Notice to Shareholders in the United States

The Tender Offer is made to Pöyry's shareholders resident in the United States on the same terms and conditions as those made to all other shareholders of Pöyry to whom an offer is made. Any information documents, including the tender offer document, are being disseminated to U.S. shareholders on a basis comparable to the method that such documents are provided to Pöyry's other shareholders.

The Tender Offer is made for the issued and outstanding shares in Pöyry, a Finnish company. Information distributed in connection with the Tender Offer is subject to disclosure requirements of Finland, which are different from those of the United States. The financial statements and financial information included in this stock exchange release or in the tender offer document have been prepared in accordance with applicable accounting standards in Finland, which may not be comparable to the financial statements or financial information of U.S. companies.

It may be difficult for Pöyry's shareholders to enforce their rights and any claim they may have arising under the federal securities laws, since ÅF and Pöyry are located in non-U.S. jurisdictions, and some or all of their respective officers and directors may be residents of non-U.S. jurisdictions.

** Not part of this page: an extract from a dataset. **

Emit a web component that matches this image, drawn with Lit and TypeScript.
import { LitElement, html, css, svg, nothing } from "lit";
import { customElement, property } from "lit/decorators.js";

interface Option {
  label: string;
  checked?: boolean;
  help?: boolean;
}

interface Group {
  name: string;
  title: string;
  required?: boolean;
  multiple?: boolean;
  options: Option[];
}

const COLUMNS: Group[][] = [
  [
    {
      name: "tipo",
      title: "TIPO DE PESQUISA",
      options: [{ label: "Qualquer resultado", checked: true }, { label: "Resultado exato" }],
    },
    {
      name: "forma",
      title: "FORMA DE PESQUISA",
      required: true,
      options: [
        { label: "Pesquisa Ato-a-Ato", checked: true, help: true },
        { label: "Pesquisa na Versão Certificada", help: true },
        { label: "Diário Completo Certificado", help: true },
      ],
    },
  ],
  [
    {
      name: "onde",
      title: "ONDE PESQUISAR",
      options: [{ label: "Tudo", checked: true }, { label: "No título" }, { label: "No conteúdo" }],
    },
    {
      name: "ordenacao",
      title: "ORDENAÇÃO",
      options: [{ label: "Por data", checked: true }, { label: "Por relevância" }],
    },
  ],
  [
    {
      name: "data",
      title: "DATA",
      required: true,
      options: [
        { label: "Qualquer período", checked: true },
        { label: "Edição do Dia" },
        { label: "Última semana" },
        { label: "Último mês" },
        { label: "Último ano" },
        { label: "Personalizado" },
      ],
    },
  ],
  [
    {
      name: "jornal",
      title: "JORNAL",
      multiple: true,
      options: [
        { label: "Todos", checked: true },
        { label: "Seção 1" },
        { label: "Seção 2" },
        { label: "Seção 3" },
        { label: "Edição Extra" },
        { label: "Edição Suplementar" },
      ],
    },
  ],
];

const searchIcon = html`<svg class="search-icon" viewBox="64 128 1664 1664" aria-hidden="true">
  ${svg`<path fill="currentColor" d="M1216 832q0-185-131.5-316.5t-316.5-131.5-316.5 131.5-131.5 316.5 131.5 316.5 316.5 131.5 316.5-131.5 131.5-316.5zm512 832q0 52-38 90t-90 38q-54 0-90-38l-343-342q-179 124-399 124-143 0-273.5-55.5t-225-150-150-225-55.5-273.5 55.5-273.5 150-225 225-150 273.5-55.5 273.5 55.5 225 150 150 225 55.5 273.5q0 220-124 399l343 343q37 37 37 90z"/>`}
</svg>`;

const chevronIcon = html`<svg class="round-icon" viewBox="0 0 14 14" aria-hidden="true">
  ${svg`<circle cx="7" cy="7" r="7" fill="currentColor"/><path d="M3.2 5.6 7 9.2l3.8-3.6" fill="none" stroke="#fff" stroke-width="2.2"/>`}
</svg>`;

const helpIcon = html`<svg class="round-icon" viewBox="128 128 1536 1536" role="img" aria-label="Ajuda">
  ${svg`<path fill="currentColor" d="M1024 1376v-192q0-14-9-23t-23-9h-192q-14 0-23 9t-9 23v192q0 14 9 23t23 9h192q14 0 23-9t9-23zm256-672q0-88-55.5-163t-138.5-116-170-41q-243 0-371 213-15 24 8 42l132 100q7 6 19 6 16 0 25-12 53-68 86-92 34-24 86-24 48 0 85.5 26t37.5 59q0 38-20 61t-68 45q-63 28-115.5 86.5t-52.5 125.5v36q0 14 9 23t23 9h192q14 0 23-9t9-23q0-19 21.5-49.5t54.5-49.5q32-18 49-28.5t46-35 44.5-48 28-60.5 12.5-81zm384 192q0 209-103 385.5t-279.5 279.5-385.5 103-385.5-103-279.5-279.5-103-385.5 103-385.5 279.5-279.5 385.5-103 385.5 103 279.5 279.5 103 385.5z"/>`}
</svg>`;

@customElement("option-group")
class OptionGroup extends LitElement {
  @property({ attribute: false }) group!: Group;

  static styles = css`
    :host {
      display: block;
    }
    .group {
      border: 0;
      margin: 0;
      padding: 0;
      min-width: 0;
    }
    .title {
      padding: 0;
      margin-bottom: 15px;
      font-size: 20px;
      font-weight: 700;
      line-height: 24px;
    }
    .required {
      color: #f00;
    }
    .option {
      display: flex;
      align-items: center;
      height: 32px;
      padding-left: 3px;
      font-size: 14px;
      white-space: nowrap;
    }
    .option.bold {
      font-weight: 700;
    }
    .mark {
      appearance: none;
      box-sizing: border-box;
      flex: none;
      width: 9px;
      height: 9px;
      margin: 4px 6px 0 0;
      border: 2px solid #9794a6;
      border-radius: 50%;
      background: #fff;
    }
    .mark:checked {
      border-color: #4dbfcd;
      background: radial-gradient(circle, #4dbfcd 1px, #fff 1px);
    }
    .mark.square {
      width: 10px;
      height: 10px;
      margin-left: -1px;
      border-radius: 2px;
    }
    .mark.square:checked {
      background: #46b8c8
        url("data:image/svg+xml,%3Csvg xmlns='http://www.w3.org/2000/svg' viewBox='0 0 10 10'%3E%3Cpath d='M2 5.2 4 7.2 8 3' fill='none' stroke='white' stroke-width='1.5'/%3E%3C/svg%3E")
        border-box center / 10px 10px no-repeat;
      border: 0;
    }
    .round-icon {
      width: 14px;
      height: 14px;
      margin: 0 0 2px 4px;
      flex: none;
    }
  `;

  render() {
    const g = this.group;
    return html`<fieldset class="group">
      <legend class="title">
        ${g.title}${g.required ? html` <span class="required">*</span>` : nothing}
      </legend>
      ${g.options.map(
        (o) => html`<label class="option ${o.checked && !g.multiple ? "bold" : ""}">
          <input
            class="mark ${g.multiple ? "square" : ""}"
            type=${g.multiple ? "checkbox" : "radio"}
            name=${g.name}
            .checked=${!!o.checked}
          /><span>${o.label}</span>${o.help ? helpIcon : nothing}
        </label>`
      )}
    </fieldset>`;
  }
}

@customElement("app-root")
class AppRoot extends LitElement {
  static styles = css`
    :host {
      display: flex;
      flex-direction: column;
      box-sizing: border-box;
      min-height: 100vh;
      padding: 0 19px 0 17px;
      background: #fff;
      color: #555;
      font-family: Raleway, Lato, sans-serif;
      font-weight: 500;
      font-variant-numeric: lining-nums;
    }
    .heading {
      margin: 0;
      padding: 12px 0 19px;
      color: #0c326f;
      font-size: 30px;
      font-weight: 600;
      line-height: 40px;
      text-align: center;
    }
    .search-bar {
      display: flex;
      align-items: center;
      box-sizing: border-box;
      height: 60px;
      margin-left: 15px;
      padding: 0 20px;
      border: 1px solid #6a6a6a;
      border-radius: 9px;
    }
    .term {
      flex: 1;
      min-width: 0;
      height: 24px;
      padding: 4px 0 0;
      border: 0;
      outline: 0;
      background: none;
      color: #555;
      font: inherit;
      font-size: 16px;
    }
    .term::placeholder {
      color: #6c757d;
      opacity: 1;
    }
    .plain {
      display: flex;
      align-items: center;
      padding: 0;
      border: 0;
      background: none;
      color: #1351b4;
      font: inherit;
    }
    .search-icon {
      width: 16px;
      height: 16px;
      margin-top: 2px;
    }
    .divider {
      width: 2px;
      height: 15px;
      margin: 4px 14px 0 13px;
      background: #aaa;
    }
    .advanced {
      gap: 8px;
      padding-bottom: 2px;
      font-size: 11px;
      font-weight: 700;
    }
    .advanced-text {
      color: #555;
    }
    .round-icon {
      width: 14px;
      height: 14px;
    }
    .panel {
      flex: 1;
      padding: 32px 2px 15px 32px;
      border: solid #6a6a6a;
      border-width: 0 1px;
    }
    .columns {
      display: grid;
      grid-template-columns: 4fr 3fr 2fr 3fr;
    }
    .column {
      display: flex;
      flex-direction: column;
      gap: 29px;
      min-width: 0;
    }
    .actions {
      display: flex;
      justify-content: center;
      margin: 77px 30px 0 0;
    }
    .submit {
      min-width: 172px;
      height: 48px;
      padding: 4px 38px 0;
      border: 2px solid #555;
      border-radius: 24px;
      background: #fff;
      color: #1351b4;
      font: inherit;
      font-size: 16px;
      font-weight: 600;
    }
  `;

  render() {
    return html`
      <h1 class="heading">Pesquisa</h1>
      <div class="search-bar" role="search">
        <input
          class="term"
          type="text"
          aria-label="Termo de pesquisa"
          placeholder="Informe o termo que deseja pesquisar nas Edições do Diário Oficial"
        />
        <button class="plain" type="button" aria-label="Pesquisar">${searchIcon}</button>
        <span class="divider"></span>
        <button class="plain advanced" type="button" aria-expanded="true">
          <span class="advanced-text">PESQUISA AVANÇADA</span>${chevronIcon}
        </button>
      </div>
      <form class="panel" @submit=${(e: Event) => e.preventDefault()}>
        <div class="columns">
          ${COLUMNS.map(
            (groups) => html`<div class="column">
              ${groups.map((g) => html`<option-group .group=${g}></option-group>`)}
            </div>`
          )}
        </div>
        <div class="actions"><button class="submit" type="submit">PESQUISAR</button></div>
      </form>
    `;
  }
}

Pöyry's shareholders may not be able to sue ÅF or Pöyry or their respective officers or directors in a non-U.S. court for violations of the U.S. securities laws. It may be difficult to compel ÅF and Pöyry and their respective affiliates to subject themselves to a U.S. court's judgment.

The Tender Offer is made in the United States pursuant to Section 14(e) and Regulation 14E under the U.S. Securities Exchange Act of 1934, as amended as a "Tier II" tender offer, and otherwise in accordance with the requirements of Finnish law. Accordingly, the Tender Offer will be subject to disclosure and other procedural requirements, including with respect to withdrawal rights, offer timetable, settlement procedures and timing of payments that are different from those applicable under U.S. domestic tender offer procedures and law.

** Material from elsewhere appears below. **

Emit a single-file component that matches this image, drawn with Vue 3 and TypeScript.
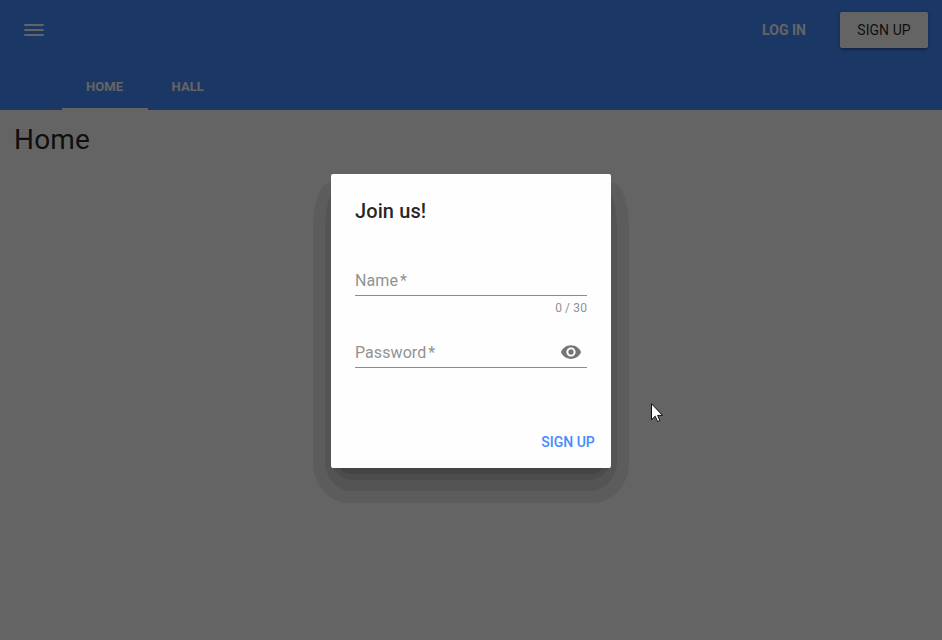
<script setup lang="ts">
import { ref } from 'vue'

interface Tab {
  id: string
  label: string
}

const tabs: Tab[] = [
  { id: 'home', label: 'HOME' },
  { id: 'hall', label: 'HALL' },
]
const activeTab = ref('home')
const maxNameLength = 30
const name = ref('')
</script>

<template>
  <div class="app">
    <header class="toolbar">
      <div class="toolbar-row">
        <button class="menu-button" aria-label="Menu">
          <svg viewBox="0 0 24 24" width="24" height="24">
            <path d="M2.3 6h19.4v2H2.3zM2.3 11h19.4v2H2.3zM2.3 16h19.4v2H2.3z" />
          </svg>
        </button>
        <div class="actions">
          <button class="btn login">LOG IN</button>
          <button class="btn signup">SIGN UP</button>
        </div>
      </div>
      <nav class="tabs">
        <button
          v-for="tab in tabs"
          :key="tab.id"
          class="tab"
          :class="{ active: tab.id === activeTab }"
          @click="activeTab = tab.id"
        >
          {{ tab.label }}
        </button>
      </nav>
    </header>
    <main class="content">
      <h1>Home</h1>
    </main>

    <div class="backdrop">
      <div class="dialog-wrap">
        <div class="shade shade-far"></div>
        <div class="shade shade-mid"></div>
        <div class="shade shade-near"></div>
        <div class="shade shade-close"></div>
        <section class="dialog" role="dialog">
          <h2>Join us!</h2>
          <div class="field">
            <span class="label">Name<span class="star">*</span></span>
          </div>
          <div class="counter">{{ name.length }} / {{ maxNameLength }}</div>
          <div class="field password">
            <span class="label">Password<span class="star">*</span></span>
            <svg class="eye" viewBox="0 0 24 24" width="22" height="22">
              <path
                d="M12 4.5C7 4.5 2.73 7.61 1 12c1.73 4.39 6 7.5 11 7.5s9.27-3.11 11-7.5c-1.73-4.39-6-7.5-11-7.5zM12 17c-2.76 0-5-2.24-5-5s2.24-5 5-5 5 2.24 5 5-2.24 5-5 5zm0-8c-1.66 0-3 1.34-3 3s1.34 3 3 3 3-1.34 3-3-1.34-3-3-3z"
              />
            </svg>
          </div>
          <div class="dialog-actions">
            <button class="btn submit">SIGN UP</button>
          </div>
        </section>
      </div>
    </div>

    <svg class="pointer" viewBox="0 0 12 20" width="12" height="20">
      <path d="M.5.7v16l3.7-3.5 2.4 5.3 2.3-1-2.3-5.1h4.9z" />
    </svg>
  </div>
</template>

<style>
body {
  margin: 0;
  overflow: hidden;
}
</style>

<style scoped>
.app {
  position: relative;
  height: 640px;
  background: #fafafa;
  font-family: Roboto, sans-serif;
  color: rgba(0, 0, 0, 0.87);
}
button {
  border: 0;
  padding: 0;
  background: none;
  font-family: inherit;
}
.toolbar {
  height: 110px;
  background: #448aff;
}
.toolbar-row {
  display: flex;
  align-items: center;
  justify-content: space-between;
  height: 60px;
  padding: 0 14px 0 22px;
}
.menu-button {
  width: 24px;
  height: 24px;
}
.menu-button svg {
  display: block;
  fill: #fafafa;
}
.actions {
  display: flex;
  gap: 12px;
}
.btn {
  width: 88px;
  height: 36px;
  border-radius: 2px;
  font-size: 14px;
  font-weight: 500;
}
.login {
  color: #fafafa;
  font-weight: 700;
}
.signup {
  background: #fafafa;
  color: rgba(0, 0, 0, 0.87);
  font-weight: 400;
  letter-spacing: 0.06px;
  box-shadow: 0 1px 5px rgba(0, 0, 0, 0.2), 0 2px 2px rgba(0, 0, 0, 0.14), 0 3px 1px -2px rgba(0, 0, 0, 0.12);
}
.tabs {
  display: flex;
  height: 50px;
  padding-left: 62px;
}
.tab {
  box-sizing: border-box;
  padding: 4px 23.5px 0;
  border-bottom: 2px solid transparent;
  color: #fafafa;
  font-size: 13px;
  font-weight: 700;
  letter-spacing: 0.1px;
}
.tab.active {
  width: 86px;
  padding-right: 24.5px;
  border-color: #fafafa;
}
.content {
  padding: 13px 14px;
}
h1 {
  margin: 0;
  font-size: 28px;
  line-height: 34px;
  font-weight: 400;
  letter-spacing: 0.2px;
}
.backdrop {
  position: absolute;
  inset: 0;
  display: flex;
  justify-content: center;
  align-items: flex-start;
  padding-top: 174px;
  box-sizing: border-box;
  background: rgba(0, 0, 0, 0.6);
}
.dialog-wrap {
  position: relative;
}
.shade {
  position: absolute;
}
.shade-far {
  inset: 9px -18px -35px;
  border-radius: 16px 16px 36px 36px / 46px 46px 40px 40px;
  background: #5c5c5c;
}
.shade-mid {
  inset: 14px -6px -23px;
  border-radius: 12px 12px 26px 26px / 44px 44px 30px 30px;
  background: #545454;
}
.shade-near {
  inset: 22px 0 -12px;
  border-radius: 22px;
  background: #4c4c4c;
}
.shade-close {
  inset: 30px 6px -6px;
  border-radius: 14px;
  background: #444;
}
.dialog {
  position: relative;
  box-sizing: border-box;
  width: 280px;
  height: 294px;
  padding: 24px 24px 0;
  border-radius: 2px;
  background: #fefefe;
}
h2 {
  margin: 0 0 44px;
  font-size: 20px;
  line-height: 26px;
  font-weight: 500;
  letter-spacing: 0.1px;
}
.field {
  display: flex;
  box-sizing: border-box;
  height: 28px;
  border-bottom: 1px solid #8c8c8c;
}
.label {
  font-size: 16px;
  line-height: 25px;
  letter-spacing: 0.08px;
  color: #929292;
}
.star {
  margin-left: 2px;
}
.counter {
  height: 44px;
  font-size: 12px;
  line-height: 24px;
  letter-spacing: 0.12px;
  text-align: right;
  color: #929292;
}
.password {
  justify-content: space-between;
  padding-right: 5px;
}
.eye {
  margin-top: 1px;
  fill: #757575;
}
.dialog-actions {
  display: flex;
  justify-content: flex-end;
  margin: 56px -16px 0 0;
}
.submit {
  width: 70px;
  color: #448aff;
}
.pointer {
  position: absolute;
  left: 651px;
  top: 403px;
  fill: #fff;
  stroke: #10101c;
  stroke-width: 1;
}
</style>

To the extent permissible under applicable law or regulations, ÅF and its affiliates or brokers (acting as agents for ÅF or its affiliates, as applicable) may from time to time, and other than pursuant to the Tender Offer, directly or indirectly purchase or arrange to purchase, shares in Pöyry that are the subject of the Tender Offer or any securities that are convertible into, exchangeable for or exercisable for such shares. To the extent information about such purchases or arrangements to purchase is made public in Finland, such information will be disclosed by means of a stock exchange release or other means reasonably calculated to inform U.S. shareholders of Pöyry of such information. In addition, the financial advisers to ÅF may also engage in ordinary course trading activities in securities of Pöyry, which may include purchases or arrangements to purchase such securities.

Neither the U.S. Securities and Exchange Commission nor any U.S. state securities commission has approved or disapproved the Tender Offer, or passed any comment upon the adequacy or completeness of the tender offer document. Any representation to the contrary is a criminal offence in the United States.

Forward-looking Statements

This stock exchange release includes "forward-looking statements." These statements may not be based on historical facts, but are statements about future expectations. When used in this stock exchange release, the words "aims," "anticipates," "assumes," "believes," "could," "estimates," "expects," "intends," "may," "plans," "should," "will," "would" and similar expressions as they relate to ÅF, Pöyry, the Tender Offer or the combination of the business operations of ÅF and Pöyry identify certain of these forward-looking statements. Other forward-looking statements can be identified in the context in which the statements are made. Forward-looking statements are set forth in a number of places in this stock exchange release, including wherever this stock exchange release includes information on the future results, plans and expectations with regard to ÅF's business following the completion of the Tender Offer, including strategic plans, synergies and growth, and general economic conditions. These forward-looking statements are based on present plans, estimates, projections and expectations and are not guarantees of future performance. They are based on certain expectations that, even though they seem to be reasonable at present, may turn out to be incorrect. Such forward-looking statements are based on assumptions and are subject to various risks and uncertainties. Investors should not rely on these forward-looking statements. Numerous factors may cause the actual results of operations or financial condition of ÅF to differ materially from those expressed or implied in the forward-looking statements. Neither ÅF nor any of its affiliates, advisors or representatives or any other person undertakes any obligation to review or confirm or to release publicly any revisions to any forward-looking statements to reflect events that occur or circumstances that arise after the date of this stock exchange release.

Disclaimer

Skandinaviska Enskilda Banken AB (publ), which is under the supervision of the Swedish Financial Supervisory Authority (Finansinspektionen), is acting as lead financial adviser to ÅF and no one else in connection with the Tender Offer and arranger in relation to the Tender Offer, will not regard any other person than ÅF as its client in relation to the Tender Offer and will not be responsible to anyone other than ÅF for providing the protection afforded to clients of Skandinaviska Enskilda Banken AB (publ) nor for providing advice in relation to the Tender Offer.

Access Partners Oy is acting as financial adviser to ÅF and no one else in connection with the Tender Offer, will not regard any other person than ÅF as its client in relation to the Tender Offer and will not be responsible to anyone other than ÅF for providing the protection afforded to clients of Access Partners Oy nor for providing advice in relation to the Tender Offer.